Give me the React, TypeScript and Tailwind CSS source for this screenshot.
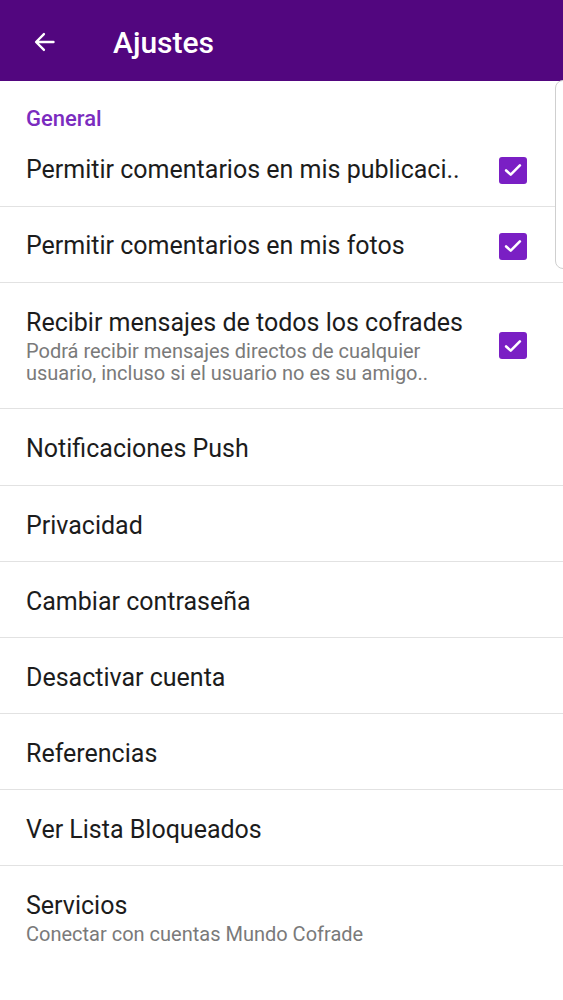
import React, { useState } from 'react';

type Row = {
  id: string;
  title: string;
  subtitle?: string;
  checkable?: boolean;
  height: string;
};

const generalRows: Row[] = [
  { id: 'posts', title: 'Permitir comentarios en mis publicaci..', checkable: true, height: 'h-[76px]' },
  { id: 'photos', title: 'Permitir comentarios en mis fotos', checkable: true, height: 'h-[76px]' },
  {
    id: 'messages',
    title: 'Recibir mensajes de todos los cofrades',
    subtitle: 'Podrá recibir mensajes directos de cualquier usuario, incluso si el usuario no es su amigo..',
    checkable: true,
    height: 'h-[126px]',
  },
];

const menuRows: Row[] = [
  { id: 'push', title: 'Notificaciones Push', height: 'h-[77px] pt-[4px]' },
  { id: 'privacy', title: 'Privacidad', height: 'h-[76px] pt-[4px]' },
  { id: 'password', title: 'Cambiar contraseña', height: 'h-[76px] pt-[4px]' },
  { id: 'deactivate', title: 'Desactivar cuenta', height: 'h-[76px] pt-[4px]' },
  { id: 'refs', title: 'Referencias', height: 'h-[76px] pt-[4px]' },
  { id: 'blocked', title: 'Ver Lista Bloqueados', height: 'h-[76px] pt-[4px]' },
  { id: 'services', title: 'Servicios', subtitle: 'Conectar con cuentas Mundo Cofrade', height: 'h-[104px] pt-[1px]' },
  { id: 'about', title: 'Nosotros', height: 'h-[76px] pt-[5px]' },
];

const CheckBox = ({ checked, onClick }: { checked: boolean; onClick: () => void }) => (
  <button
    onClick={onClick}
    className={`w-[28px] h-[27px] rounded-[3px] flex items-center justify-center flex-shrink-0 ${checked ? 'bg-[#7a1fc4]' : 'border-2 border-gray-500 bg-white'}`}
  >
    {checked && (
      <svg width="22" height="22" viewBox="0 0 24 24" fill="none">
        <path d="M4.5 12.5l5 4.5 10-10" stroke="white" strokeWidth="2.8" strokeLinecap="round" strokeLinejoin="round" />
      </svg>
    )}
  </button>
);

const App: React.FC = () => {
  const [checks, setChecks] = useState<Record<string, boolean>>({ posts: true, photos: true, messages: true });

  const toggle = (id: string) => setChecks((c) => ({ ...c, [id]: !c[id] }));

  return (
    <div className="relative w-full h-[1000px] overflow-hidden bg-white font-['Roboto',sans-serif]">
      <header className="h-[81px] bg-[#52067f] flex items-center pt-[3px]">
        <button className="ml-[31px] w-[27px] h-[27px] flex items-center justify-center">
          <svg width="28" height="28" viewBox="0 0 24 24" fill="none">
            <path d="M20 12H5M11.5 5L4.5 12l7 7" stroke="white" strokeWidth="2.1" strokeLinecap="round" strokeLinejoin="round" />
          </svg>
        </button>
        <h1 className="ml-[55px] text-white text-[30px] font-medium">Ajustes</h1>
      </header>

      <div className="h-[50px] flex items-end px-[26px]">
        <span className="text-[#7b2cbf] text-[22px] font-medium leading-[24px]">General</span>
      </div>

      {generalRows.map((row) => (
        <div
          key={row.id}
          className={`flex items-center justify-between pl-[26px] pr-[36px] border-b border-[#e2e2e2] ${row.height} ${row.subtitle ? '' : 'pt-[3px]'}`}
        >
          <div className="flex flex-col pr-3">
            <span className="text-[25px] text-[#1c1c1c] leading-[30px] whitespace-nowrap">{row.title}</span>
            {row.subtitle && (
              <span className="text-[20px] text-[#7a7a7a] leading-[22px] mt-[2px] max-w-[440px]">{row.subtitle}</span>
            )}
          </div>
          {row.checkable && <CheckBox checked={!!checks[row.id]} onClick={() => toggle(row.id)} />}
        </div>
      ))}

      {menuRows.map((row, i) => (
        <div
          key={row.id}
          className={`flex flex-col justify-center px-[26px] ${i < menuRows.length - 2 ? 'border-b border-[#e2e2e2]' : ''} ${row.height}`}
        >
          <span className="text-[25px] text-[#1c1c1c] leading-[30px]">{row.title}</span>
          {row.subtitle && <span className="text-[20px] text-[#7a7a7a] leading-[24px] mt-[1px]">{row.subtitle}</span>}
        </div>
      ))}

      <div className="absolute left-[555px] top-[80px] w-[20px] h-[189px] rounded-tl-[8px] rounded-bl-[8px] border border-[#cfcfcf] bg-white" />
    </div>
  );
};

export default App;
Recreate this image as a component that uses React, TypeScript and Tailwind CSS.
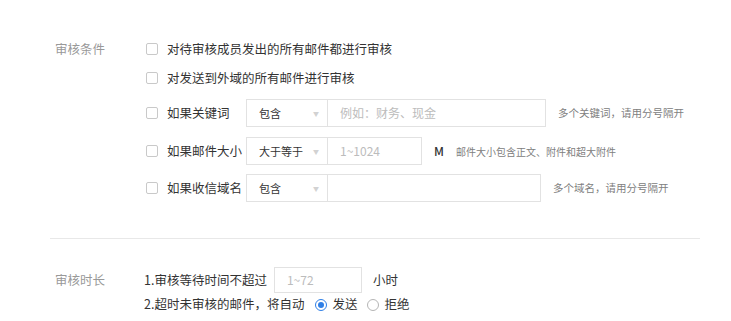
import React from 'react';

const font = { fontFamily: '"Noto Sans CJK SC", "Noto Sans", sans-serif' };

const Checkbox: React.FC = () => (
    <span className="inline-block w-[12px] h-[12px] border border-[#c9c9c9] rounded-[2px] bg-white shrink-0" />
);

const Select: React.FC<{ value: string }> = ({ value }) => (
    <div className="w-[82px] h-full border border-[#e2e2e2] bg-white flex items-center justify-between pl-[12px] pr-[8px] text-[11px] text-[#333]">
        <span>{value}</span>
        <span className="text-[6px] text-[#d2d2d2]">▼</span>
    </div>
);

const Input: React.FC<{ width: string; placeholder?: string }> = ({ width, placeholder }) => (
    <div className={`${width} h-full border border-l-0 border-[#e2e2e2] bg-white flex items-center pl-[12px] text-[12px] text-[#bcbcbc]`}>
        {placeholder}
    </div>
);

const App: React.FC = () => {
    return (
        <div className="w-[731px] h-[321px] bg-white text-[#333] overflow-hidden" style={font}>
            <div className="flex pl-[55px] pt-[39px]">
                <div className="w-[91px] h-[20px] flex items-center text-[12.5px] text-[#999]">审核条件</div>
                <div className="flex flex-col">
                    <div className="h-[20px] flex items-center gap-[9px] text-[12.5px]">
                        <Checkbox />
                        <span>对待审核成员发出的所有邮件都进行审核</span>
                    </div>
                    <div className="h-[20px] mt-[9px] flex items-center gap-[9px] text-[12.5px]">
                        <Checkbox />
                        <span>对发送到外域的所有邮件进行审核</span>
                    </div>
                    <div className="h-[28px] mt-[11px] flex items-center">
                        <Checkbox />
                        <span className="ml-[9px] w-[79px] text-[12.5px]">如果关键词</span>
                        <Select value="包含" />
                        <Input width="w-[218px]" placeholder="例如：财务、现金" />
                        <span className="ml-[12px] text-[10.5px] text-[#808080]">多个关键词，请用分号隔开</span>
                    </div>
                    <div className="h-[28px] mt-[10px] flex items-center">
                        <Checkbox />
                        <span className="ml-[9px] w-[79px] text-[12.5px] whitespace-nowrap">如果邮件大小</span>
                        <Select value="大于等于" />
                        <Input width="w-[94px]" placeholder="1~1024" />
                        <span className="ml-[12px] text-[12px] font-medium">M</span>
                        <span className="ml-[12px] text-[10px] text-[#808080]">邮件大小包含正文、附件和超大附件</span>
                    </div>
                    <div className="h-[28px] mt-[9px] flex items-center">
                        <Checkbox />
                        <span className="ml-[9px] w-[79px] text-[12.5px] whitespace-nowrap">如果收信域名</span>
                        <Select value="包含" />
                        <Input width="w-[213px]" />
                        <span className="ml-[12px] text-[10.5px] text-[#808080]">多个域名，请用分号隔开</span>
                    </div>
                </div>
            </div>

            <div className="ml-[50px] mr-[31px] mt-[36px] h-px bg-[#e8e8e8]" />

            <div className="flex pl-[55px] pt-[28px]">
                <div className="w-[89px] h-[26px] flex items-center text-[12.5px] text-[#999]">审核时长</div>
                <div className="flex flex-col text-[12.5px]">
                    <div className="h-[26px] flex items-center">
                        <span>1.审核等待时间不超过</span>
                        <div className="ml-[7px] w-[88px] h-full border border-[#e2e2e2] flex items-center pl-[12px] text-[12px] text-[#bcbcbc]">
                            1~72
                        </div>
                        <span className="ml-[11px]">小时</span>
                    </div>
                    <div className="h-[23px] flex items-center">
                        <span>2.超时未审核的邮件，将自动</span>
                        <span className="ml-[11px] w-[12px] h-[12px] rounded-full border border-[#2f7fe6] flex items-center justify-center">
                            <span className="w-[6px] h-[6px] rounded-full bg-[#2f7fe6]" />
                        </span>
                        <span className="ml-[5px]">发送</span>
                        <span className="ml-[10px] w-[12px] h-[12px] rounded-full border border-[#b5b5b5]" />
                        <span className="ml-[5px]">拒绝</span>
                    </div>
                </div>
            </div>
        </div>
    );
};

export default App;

___

| DIRECTION |
Above are the records; repeat their lines from the first through the line containing "const [checks, setChecks]", and leave out each picture.

| WRITTEN RESPONSE |
Give me the React, TypeScript and Tailwind CSS source for this screenshot.
import React, { useState } from 'react';

type Row = {
  id: string;
  title: string;
  subtitle?: string;
  checkable?: boolean;
  height: string;
};

const generalRows: Row[] = [
  { id: 'posts', title: 'Permitir comentarios en mis publicaci..', checkable: true, height: 'h-[76px]' },
  { id: 'photos', title: 'Permitir comentarios en mis fotos', checkable: true, height: 'h-[76px]' },
  {
    id: 'messages',
    title: 'Recibir mensajes de todos los cofrades',
    subtitle: 'Podrá recibir mensajes directos de cualquier usuario, incluso si el usuario no es su amigo..',
    checkable: true,
    height: 'h-[126px]',
  },
];

const menuRows: Row[] = [
  { id: 'push', title: 'Notificaciones Push', height: 'h-[77px] pt-[4px]' },
  { id: 'privacy', title: 'Privacidad', height: 'h-[76px] pt-[4px]' },
  { id: 'password', title: 'Cambiar contraseña', height: 'h-[76px] pt-[4px]' },
  { id: 'deactivate', title: 'Desactivar cuenta', height: 'h-[76px] pt-[4px]' },
  { id: 'refs', title: 'Referencias', height: 'h-[76px] pt-[4px]' },
  { id: 'blocked', title: 'Ver Lista Bloqueados', height: 'h-[76px] pt-[4px]' },
  { id: 'services', title: 'Servicios', subtitle: 'Conectar con cuentas Mundo Cofrade', height: 'h-[104px] pt-[1px]' },
  { id: 'about', title: 'Nosotros', height: 'h-[76px] pt-[5px]' },
];

const CheckBox = ({ checked, onClick }: { checked: boolean; onClick: () => void }) => (
  <button
    onClick={onClick}
    className={`w-[28px] h-[27px] rounded-[3px] flex items-center justify-center flex-shrink-0 ${checked ? 'bg-[#7a1fc4]' : 'border-2 border-gray-500 bg-white'}`}
  >
    {checked && (
      <svg width="22" height="22" viewBox="0 0 24 24" fill="none">
        <path d="M4.5 12.5l5 4.5 10-10" stroke="white" strokeWidth="2.8" strokeLinecap="round" strokeLinejoin="round" />
      </svg>
    )}
  </button>
);

const App: React.FC = () => {
  const [checks, setChecks] = useState<Record<string, boolean>>({ posts: true, photos: true, messages: true });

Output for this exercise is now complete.